Given instruction =>
List each line of the data in which the string "React" appears.

* Start Record extracts *

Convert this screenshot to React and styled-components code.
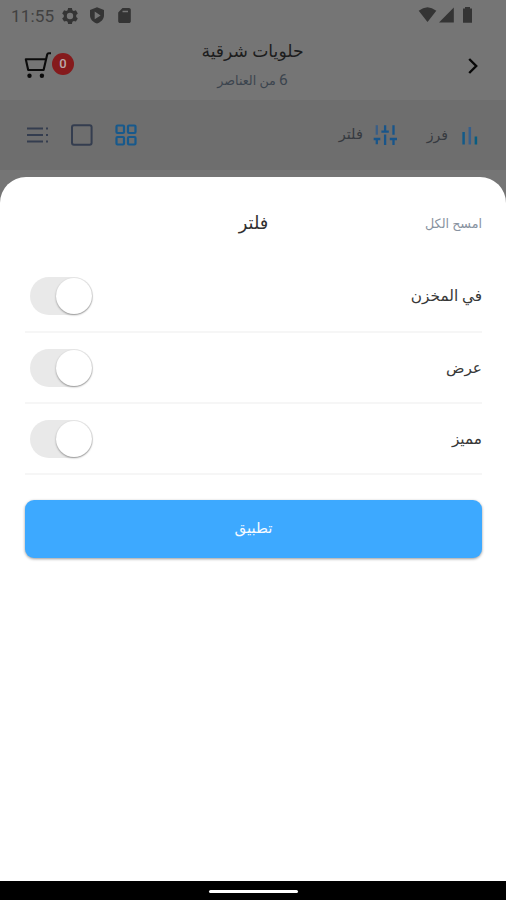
import React from "react";
import styled, { createGlobalStyle } from "styled-components";

const Global = createGlobalStyle`
  * { box-sizing: border-box; }
  body { margin: 0; background: #757575; }
  button { border: 0; padding: 0; background: none; font: inherit; color: inherit; }
`;

const Screen = styled.main`
  width: 506px;
  height: 900px;
  display: flex;
  flex-direction: column;
  overflow: hidden;
  background: #757575;
  font-family: Roboto, "DejaVu Sans", sans-serif;
`;

const StatusBar = styled.div`
  height: 32px;
  flex: none;
  display: flex;
  justify-content: space-between;
  padding: 0 32px 0 11px;
  color: #343434;
`;

const Clock = styled.span`
  width: 50px;
  font-size: 17.2px;
  line-height: 32px;
  letter-spacing: 0.1px;
  color: #414141;
`;

const StatusGroup = styled.div`
  display: flex;
  align-items: center;
`;

const Icon = styled.svg`
  display: block;
  flex: none;
  overflow: visible;
`;

const Header = styled.header`
  height: 68px;
  flex: none;
  display: grid;
  grid-template-columns: 100px 1fr 100px;
  padding: 0 25px 0 24px;
`;

const CartButton = styled.button`
  display: flex;
  align-items: flex-start;
  padding-top: 20px;
`;

const Badge = styled.span`
  width: 22px;
  height: 22px;
  margin: 1px 0 0 1px;
  border-radius: 50%;
  background: #851a1c;
  color: #b9a9a9;
  font: 500 13px/22px Roboto, sans-serif;
  text-align: center;
`;

const Titles = styled.div`
  display: flex;
  flex-direction: column;
  align-items: center;
  direction: rtl;
`;

const Label = styled.span`
  display: block;
  direction: rtl;
  white-space: nowrap;
  font-size: ${(p) => p.$size}px;
  line-height: ${(p) => p.$line}px;
  margin-top: ${(p) => p.$top || 0}px;
  color: ${(p) => p.$color};
`;

const Count = styled.span`
  font-size: 15.5px;
`;

const BackButton = styled.button`
  display: flex;
  justify-content: flex-end;
  padding: 26px 3px 0 0;
`;

const Toolbar = styled.nav`
  height: 70px;
  flex: none;
  display: flex;
  justify-content: space-between;
  align-items: center;
  padding: 0 27px 0 26px;
  background: #6e6e6e;
`;

const ToolGroup = styled.div`
  display: flex;
  align-items: center;
  gap: ${(p) => p.$gap}px;
`;

const Tool = styled.button`
  display: flex;
  align-items: center;
  gap: ${(p) => p.$gap || 0}px;
`;

const Sheet = styled.section`
  flex: 1;
  margin-top: 6.5px;
  padding: 0 24px 0 25px;
  border-radius: 26px 26px 0 0;
  background: #fff;
`;

const SheetHead = styled.div`
  height: 84.5px;
  display: grid;
  grid-template-columns: 1fr auto 1fr;
  padding-top: 31px;
  direction: rtl;
`;

const ClearButton = styled.button`
  display: flex;
  justify-content: flex-start;
  align-items: flex-start;
`;

const Option = styled.div`
  height: ${(p) => p.$height || 71.5}px;
  display: flex;
  justify-content: space-between;
  align-items: center;
  direction: rtl;
  padding: 1px 0 0 5px;
  border-bottom: 2px solid #f6f6f6;
`;

const Switch = styled.button`
  width: 63px;
  height: 38px;
  display: flex;
  direction: ltr;
  justify-content: flex-end;
  align-items: center;
  padding-right: 1px;
  border-radius: 19px;
  background: #e9e9e9;
`;

const Knob = styled.span`
  width: 36px;
  height: 36px;
  border-radius: 50%;
  background: #fff;
  box-shadow: 0 1px 2px rgba(0, 0, 0, 0.38);
`;

const ApplyButton = styled.button`
  width: 100%;
  height: 58px;
  margin-top: 25px;
  display: flex;
  justify-content: center;
  border-radius: 9px;
  background: #3da9ff;
  box-shadow: 0 1px 3px rgba(0, 0, 0, 0.4);
`;

const NavBar = styled.footer`
  height: 19px;
  flex: none;
  display: flex;
  justify-content: center;
  padding-top: 9px;
  background: #000;
`;

const HomeHandle = styled.span`
  width: 89px;
  height: 3px;
  border-radius: 2px;
  background: #fff;
`;

const options = [
  { label: "في المخزن", height: 71.5 },
  { label: "عرض", height: 71.5 },
  { label: "مميز", height: 71 },
];

function LeftStatusIcons() {
  return (
    <Icon width="72" height="32" viewBox="0 0 72 32" fill="currentColor">
      <path fillRule="evenodd" d="M7.1 8h3.8l.5 2.2 1.4.8 2.1-.7 1.9 3.3-1.6 1.5v1.8l1.6 1.5-1.9 3.2-2.1-.7-1.4.8-.5 2.2H7.1l-.5-2.2-1.4-.8-2.1.7-1.9-3.2 1.6-1.5v-1.8l-1.6-1.5 1.9-3.3 2.1.7 1.4-.8zM9 12.8a3.2 3.2 0 1 0 0 6.4 3.2 3.2 0 0 0 0-6.4z" />
      <path fillRule="evenodd" d="M36 7.3l7 2.8v5.2c0 4.1-3 6.8-7 8.3-4-1.5-7-4.2-7-8.3v-5.2zM33.7 11.5v7.8l5.9-3.9z" />
      <path fillRule="evenodd" d="M61.5 8H68c1 0 1.800.8 1.800 1.800v11.400c0 1-.8 1.800-1.800 1.800H59c-1 0-1.800-.8-1.800-1.800v-8.600zM61.500 10.800v1.400h5.500v-1.400z" />
    </Icon>
  );
}

function RightStatusIcons() {
  return (
    <Icon width="56" height="32" viewBox="0 0 56 32" fill="currentColor">
      <path d="M.7 10.800Q9.500 3.800 18.300 10.800L9.500 22z" />
      <path d="M21 22.500L35.800 7.500v15z" />
      <path d="M45 8.500h2V7h5v1.500h2v14.300h-9z" />
    </Icon>
  );
}

function CartIcon() {
  return (
    <Icon width="27" height="27" viewBox="0 0 27 27" fill="none" stroke="#0b0b0b" strokeWidth="2.100">
      <path d="M27 1.300h-2.300q-1.200 0-1.500 1.200L19.600 18H4.200L1.800 7.200h20.300" strokeLinejoin="round" />
      <circle cx="5.500" cy="23.800" r="2.200" fill="#0b0b0b" stroke="none" />
      <circle cx="17.900" cy="23.800" r="2.200" fill="#0b0b0b" stroke="none" />
    </Icon>
  );
}

function ListIcon() {
  return (
    <Icon width="23" height="22" viewBox="0 0 23 22" stroke="#343d4f" strokeWidth="2">
      <path d="M1 4.500h16M1 11h16M1 17.500h16M20 4.500h2M20 11h2M20 17.500h2" />
    </Icon>
  );
}

function SquareIcon() {
  return (
    <Icon width="22" height="22" viewBox="0 0 22 22" fill="none" stroke="#343d4f" strokeWidth="2">
      <rect x="1" y="1.200" width="19.600" height="19.600" rx="2" />
    </Icon>
  );
}

function GridIcon() {
  return (
    <Icon width="22" height="22" viewBox="0 0 22 22" fill="none" stroke="#17598c" strokeWidth="2.200">
      <rect x="1.500" y="1.500" width="7.500" height="7.500" rx="1" />
      <rect x="13" y="1.500" width="7.500" height="7.500" rx="1" />
      <rect x="1.500" y="13" width="7.500" height="7.500" rx="1" />
      <rect x="13" y="13" width="7.500" height="7.500" rx="1" />
    </Icon>
  );
}

function SlidersIcon() {
  return (
    <Icon width="24" height="22" viewBox="0 0 24 22" fill="none" stroke="#18558a" strokeWidth="2.300">
      <path d="M3.800 1.200v9.500" stroke="#3a5e86" />
      <path d="M.7 15h6.600M3.800 15v5.200M12.100 1.200v6M8.400 7.600h7.400M12.100 10.500V21M20.500 1.200v9.500M16.800 15h7.200M20.500 15v6" />
    </Icon>
  );
}

function BarsIcon() {
  return (
    <Icon width="17" height="20" viewBox="0 0 17 20" fill="none" strokeWidth="2.500">
      <path d="M1.600 7v12.500" stroke="#135a88" />
      <path d="M7.800 2v17.500" stroke="#355f8c" />
      <path d="M13.900 11.500v8" stroke="#075d82" />
    </Icon>
  );
}

export default function App() {
  return (
    <>
      <Global />
      <Screen>
        <StatusBar>
          <StatusGroup>
            <Clock>11:55</Clock>
            <LeftStatusIcons />
          </StatusGroup>
          <RightStatusIcons />
        </StatusBar>
        <Header>
          <CartButton aria-label="السلة">
            <CartIcon />
            <Badge>0</Badge>
          </CartButton>
          <Titles>
            <Label $size={17.2} $line={30} $top={4} $color="#1d1d1d">حلويات شرقية</Label>
            <Label $size={12.7} $line={26} $top={1} $color="#3b444e">
              <Count>6</Count> من العناصر
            </Label>
          </Titles>
          <BackButton aria-label="رجوع">
            <Icon width="10" height="16" viewBox="0 0 10 16" fill="none" stroke="#080808" strokeWidth="2.400">
              <path d="M1.200 1l7 7-7 7" />
            </Icon>
          </BackButton>
        </Header>
        <Toolbar>
          <ToolGroup $gap={22}>
            <Tool aria-label="قائمة"><ListIcon /></Tool>
            <Tool aria-label="بطاقة"><SquareIcon /></Tool>
            <Tool aria-label="شبكة"><GridIcon /></Tool>
          </ToolGroup>
          <ToolGroup $gap={30}>
            <Tool $gap={10}>
              <Label $size={14.5} $line={30} $color="#363a40">فلتر</Label>
              <SlidersIcon />
            </Tool>
            <Tool $gap={14}>
              <Label $size={14} $line={30} $color="#363a40">فرز</Label>
              <BarsIcon />
            </Tool>
          </ToolGroup>
        </Toolbar>
        <Sheet>
          <SheetHead>
            <ClearButton>
              <Label $size={12.7} $line={31} $color="#8792a0">امسح الكل</Label>
            </ClearButton>
            <Label $size={17.8} $line={30} $color="#303030">فلتر</Label>
          </SheetHead>
          {options.map((o) => (
            <Option key={o.label} $height={o.height}>
              <Label $size={15.3} $line={36} $color="#383838">{o.label}</Label>
              <Switch role="switch" aria-checked="false" aria-label={o.label}>
                <Knob />
              </Switch>
            </Option>
          ))}
          <ApplyButton>
            <Label $size={15} $line={57} $color="#f5faff">تطبيق</Label>
          </ApplyButton>
        </Sheet>
        <NavBar>
          <HomeHandle />
        </NavBar>
      </Screen>
    </>
  );
}
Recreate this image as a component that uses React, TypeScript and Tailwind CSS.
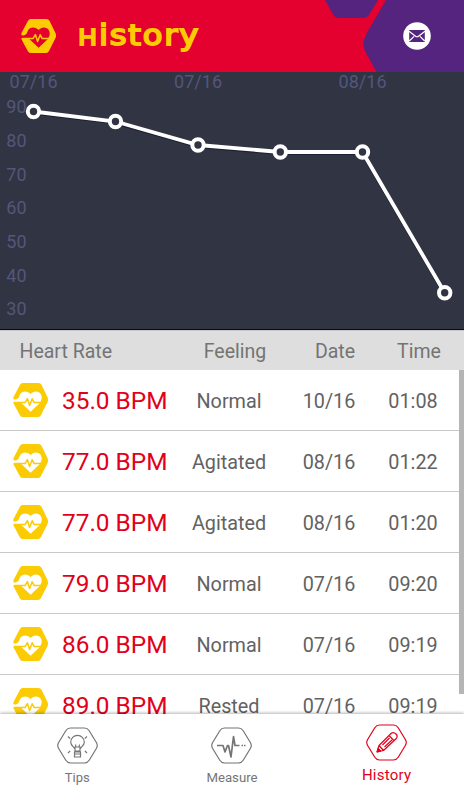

* End Record extracts *

Output for this exercise =>
Convert this screenshot to React and styled-components code.
import React from "react";
Recreate this image as a component that uses React, TypeScript and Tailwind CSS.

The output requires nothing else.